Tenho insistido nesta questão da cronologia rigorosa, até porque ela nos ensina muitas coisas sobre como é que evoluiu o processo nestes seis anos de lixo e, por isso, altera a nossa percepção sobre as relações de causa e efeito. (...)

Alguém pensa que este modelo atamancado em 2011-2, assente acima de tudo no “gigantesco aumento de impostos”, pode subsistir sem esses impostos? A herança de Sócrates foi um Tesouro vazio que dava para três meses, a herança de Passos Coelho é um “ajustamento” que só tem efeitos porque depende de um enorme assalto fiscal. Não existe “ajustamento” à Passos Coelho sem impostos elevadíssimos, centrados no trabalho e no consumo. Sem esses impostos tudo vem abaixo como um castelo de cartas, porque nenhuma transformação estrutural foi feita nem na economia portuguesa, nem no Estado. E as que foram feitas na sociedade, principalmente o empobrecimento selectivo da classe média, são todas inibitórias de qualquer genuíno crescimento.

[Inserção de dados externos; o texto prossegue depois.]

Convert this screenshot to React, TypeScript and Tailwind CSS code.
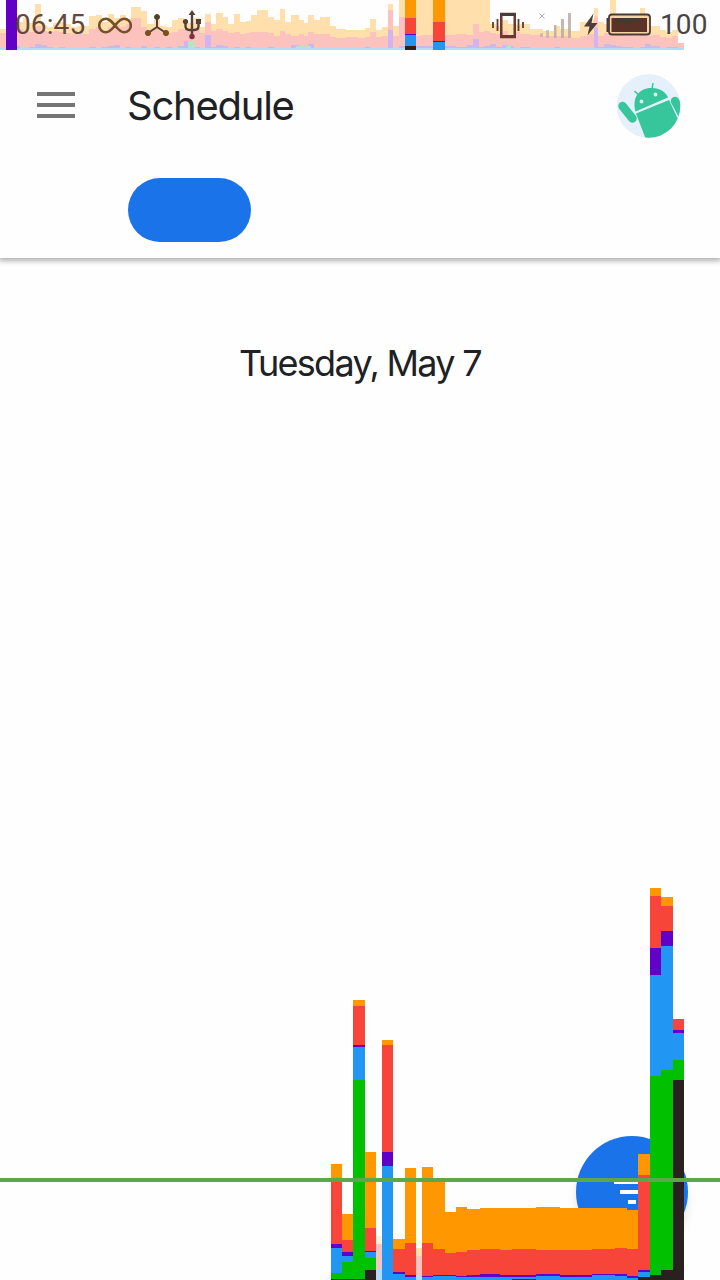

O país foi gerido como o jogo de SimCity – primeiro gastou-se de mais, depois empobreceu-se de mais. Primeiro, o mayor virtual encheu a cidade de quartéis de bombeiros e esquadras da polícia, parques e circos ambulantes, com os índices de popularidade a aumentar. Depois veio a bancarrota e o novo mayor inverteu a receita, desatou a aumentar os impostos, cortou os serviços públicos. A cidade do SimCity começou a cair aos bocados, os incêndios a aumentarem, o crime alastrando, as pessoas a emigrarem. Não são duas políticas distintas, são duas faces da mesma política, uma o espelho da outra, ambas com efeitos perversos desastrosos para o país.

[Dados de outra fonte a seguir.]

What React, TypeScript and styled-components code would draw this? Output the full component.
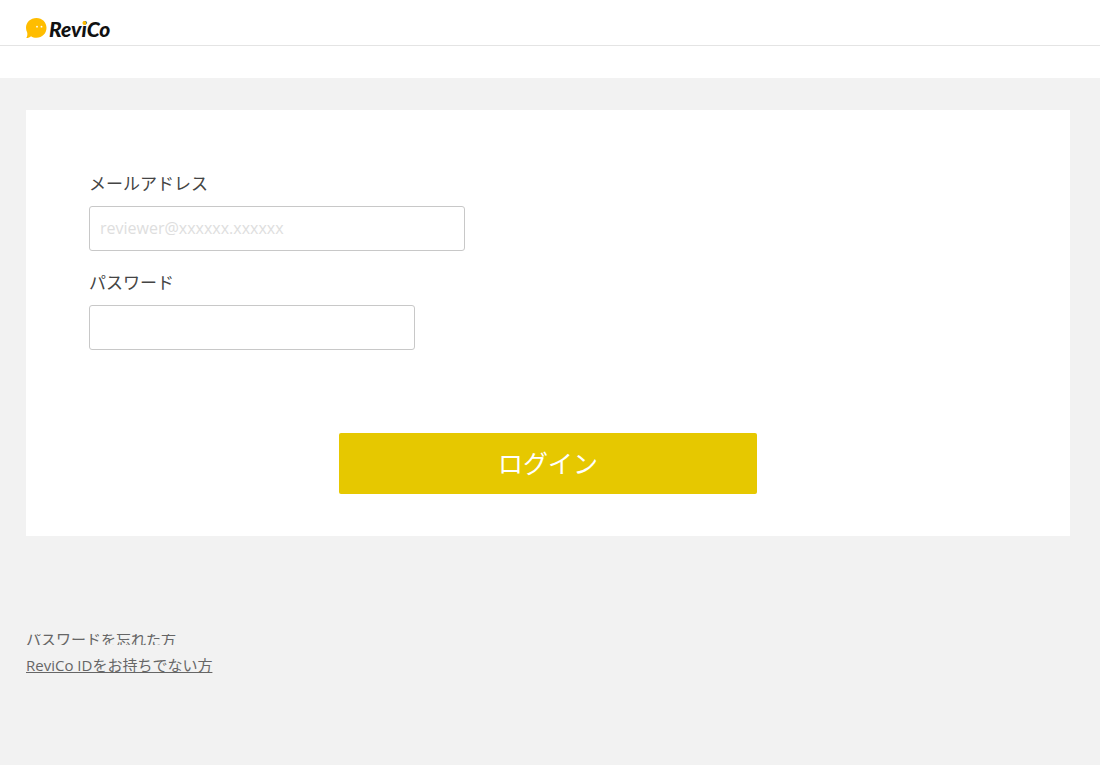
import React from "react";
import styled, { createGlobalStyle } from "styled-components";

const GlobalStyle = createGlobalStyle`
  *, *::before, *::after { box-sizing: border-box; }
  html, body, #root { min-height: 100vh; }
  body {
    margin: 0;
    background: #f2f2f2;
    color: #444;
    font-family: "Open Sans", "Noto Sans CJK JP", sans-serif;
    font-size: 17px;
  }
`;

const Header = styled.header`
  display: flex;
  align-items: flex-end;
  height: 46px;
  padding: 0 26px 3px;
  background: #fff;
  border-bottom: 1px solid #e4e4e4;
`;

const Logo = styled.svg`
  display: block;
  width: 86px;
  height: 26px;
`;

const Wordmark = styled.text`
  font-family: Lato, sans-serif;
  font-size: 21px;
  font-weight: 900;
  font-style: italic;
  fill: #111;
`;

const SubBar = styled.div`
  height: 32px;
  background: #fff;
`;

const Main = styled.main`
  padding: 32px 30px 32px 26px;
`;

const Card = styled.form`
  display: flex;
  flex-direction: column;
  padding: 61px 63px 42px;
  background: #fff;
`;

const Field = styled.div`
  display: flex;
  flex-direction: column;
  gap: 9px;
  margin-bottom: 19px;
`;

const Label = styled.label`
  line-height: 26px;
`;

const Input = styled.input<{ $width: number }>`
  width: ${(p) => p.$width}px;
  max-width: 100%;
  height: 45px;
  padding: 0 10px 2px;
  border: 1px solid #c8c8c8;
  border-radius: 3px;
  background: #fff;
  color: #444;
  font: inherit;
  font-size: 16px;

  &::placeholder {
    color: #dedede;
    opacity: 1;
  }
`;

const Submit = styled.button`
  align-self: center;
  width: 418px;
  max-width: 100%;
  height: 61px;
  margin-top: 64px;
  padding: 0 0 3px;
  border: 0;
  border-radius: 2px;
  background: #e6c800;
  color: #fff;
  font: inherit;
  font-size: 25px;
  cursor: pointer;
`;

const Links = styled.nav`
  display: flex;
  flex-direction: column;
  align-items: flex-start;
  gap: 9px;
  margin-top: 98px;
`;

const TextLink = styled.a<{ $clipped?: boolean }>`
  color: #666;
  font-size: 15px;
  line-height: ${(p) => (p.$clipped ? "11px" : "22px")};
  overflow: ${(p) => (p.$clipped ? "hidden" : "visible")};
`;

export default function App() {
  return (
    <>
      <GlobalStyle />
      <Header>
        <Logo viewBox="0 0 86 26" role="img" aria-label="ReviCo">
          <path
            d="M10.5 2C16.2 2 20.5 6.300 20.500 11.800C20.500 17.500 16.200 21.700 10.500 21.700C8.400 21.700 6.500 21.200 5 20.200C3.800 21.300 2.300 21.900 0.300 22C1.300 20.500 1.600 18.600 1.200 16.600C0.400 15.200 0 13.600 0 11.800C0 6.300 4.500 2 10.500 2Z"
            fill="#ffbd00"
          />
          <circle cx="11" cy="10.700" r="0.900" fill="#fff" />
          <circle cx="15.500" cy="10.700" r="0.900" fill="#fff" />
          <Wordmark x="23" y="21">ReviCo</Wordmark>
          <circle cx="58.500" cy="7" r="2" fill="#ffbd00" />
        </Logo>
      </Header>
      <SubBar />
      <Main>
        <Card onSubmit={(e) => e.preventDefault()}>
          <Field>
            <Label htmlFor="email">メールアドレス</Label>
            <Input id="email" type="email" placeholder="reviewer@xxxxxx.xxxxxx" $width={376} />
          </Field>
          <Field>
            <Label htmlFor="password">パスワード</Label>
            <Input id="password" type="password" $width={326} />
          </Field>
          <Submit type="submit">ログイン</Submit>
        </Card>
        <Links>
          <TextLink href="#forgot" $clipped>パスワードを忘れた方</TextLink>
          <TextLink href="#register">ReviCo IDをお持ちでない方</TextLink>
        </Links>
      </Main>
    </>
  );
}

Pensam que houve muito mais sofisticação do que a que é preciso para “jogar” SimCity? Não, foi mesmo assim, com ideias simplistas e erradas, e toneladas de pseudo-ideologia no lugar da ignorância. Vamos pagar muito caro, estamos a pagar muito caro. Querem morrer rapidamente ou ficar muito feridos, caindo por uma ribanceira ou enterrando-se num pantanal?